The bottleneck for running large AI models has never been processing power alone. It has been memory, specifically how fast data can move between storage and the processor doing the work. South Korea's SK hynix just started mass-producing a memory module designed to attack that problem directly.

The product is a 192GB SOCAMM2 module built on SK hynix's sixth-generation 10nm-class LPDDR5X DRAM. The target platform: Nvidia's Vera Rubin, the successor to the Blackwell architecture that currently powers most of the world's AI data centers.

The specs

The SOCAMM2 form factor was built specifically for AI accelerators, not adapted from existing server memory. SK hynix says it delivers more than double the bandwidth of conventional RDIMM modules and over 75% better power efficiency. For data center operators paying enormous electricity bills to run AI workloads, that efficiency gain translates directly into lower cost per inference.
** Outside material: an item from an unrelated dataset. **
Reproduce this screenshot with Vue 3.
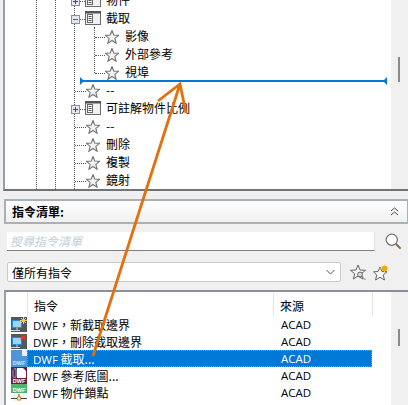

Kim Joo-sun, president of SK hynix's AI infrastructure division, put it plainly: "192GB SOCAMM2 sets a new standard for AI memory performance."

Why it matters

SK hynix is the world's second-largest memory chipmaker and already Nvidia's primary supplier of HBM (High Bandwidth Memory), the specialized chips stacked inside every H100 and B200 GPU. That relationship has turned SK hynix into one of the biggest beneficiaries of the AI boom, with its stock price roughly tripling since early 2023.

Moving into SOCAMM2 production for Vera Rubin deepens the dependency in both directions. Nvidia needs SK hynix to deliver enough memory at the right specs. SK hynix needs Nvidia to keep winning the AI accelerator market. For now, both sides of that bet look solid.